My concerns and shaken faith were only made worse by the exiting of my friends. I was hurt and isolated and it made me bitter. Then as I finally accepted the fact that I no longer believed, I had to deal with years of the fear of Hell lingering over me. It was depressing, scary, and seemed to shatter my entire world. And I dealt with all of that alone.

It was a slow process transitioning from thinking about ministry to not believing, but when all was said and done, maybe a year or so later, I accepted that I still believed in a Creator, just not the divinity of Christ nor the Bible itself. I’m not sure what I was researching online at the time, but I ran across a quote by Thomas Paine, “God exists and there it lies” which I’m not 100% is an accurate quote or even something Thomas Paine wrote.

The name Thomas Paine triggered a memory of a small paragraph from my high school history book, and I remember he was one of the Founding Fathers. The man who wrote Common Sense, a pamphlet that stirred the masses and helped trigger the push for democracy. I learned that after he did his work on founding a new nation, he turned his attention to the church and began poking holes in their beliefs.

Deism was the belief he had, the belief that God exists and created the universe but does not intervene in affairs. It seemed like a rational belief that fell in line with how I was feeling. I made a couple of internet searches and found a few Deist websites, including Positive Deism, which consisted primarily of a web forum at the time.

Through this forum, I was able to connect with folks, many who had also left the Christian faith, and were looking for an accepting and comforting environment. We had great conversations, share our stories, and discussed how Deism influenced the way we lived.
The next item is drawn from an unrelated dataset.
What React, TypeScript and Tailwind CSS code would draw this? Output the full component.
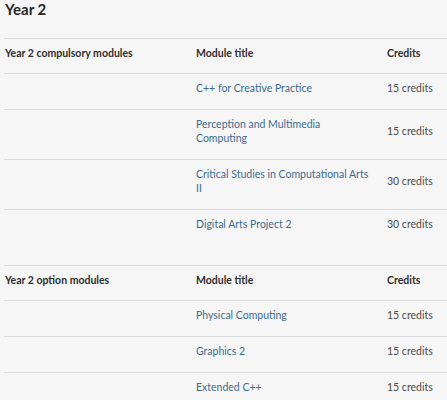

I discovered that the founder of the site, lived nearby in Memphis and we decided to have the first Positive Deism meet up. We met two or three times to discuss our beliefs in person and I even design a cover for his modern interpretation of The Age of Reason. Somehow, I still have a photo from these meetings, but it’s rather small.

Deism helped me feel okay with my decisions. It gave me some peace in my life and allowed me to reset and get back on path for happiness. I will say, my lack of belief continued to slide after a couple of years, and I got more involved with angry atheists online. Thankfully, I met Jimmy, my co-blogger over at Middle-Aged Fat Kids, and his belief and respect for individuals helped me re-write the stories I was telling myself about religious people and allowed me to let go of some of that anger. I transitioned to agnostic and focused more on my studies in Buddhism.

Over the past year or so, I’ve been kicking the tires with faith once again. I accepted that once again, I do believe in a Creator, but I struggle with the stories within the Bible. I’ve been working at it from a few different angles, but the one that I’ve learned about faith is you can’t force it. It’s got to be a natural progression or else it’s not authentic and that’s absurd.

So, as I was reading Paul’s post the other night, it occurred to me that I find myself in the same place I found myself twenty years ago. Still leaning into more of an Eastern philosophy while trying to balance a rational thought about God. It’s interesting how life comes and goes in cycles at times, and once again, the acceptance that I’m a Deist brought some peace to me.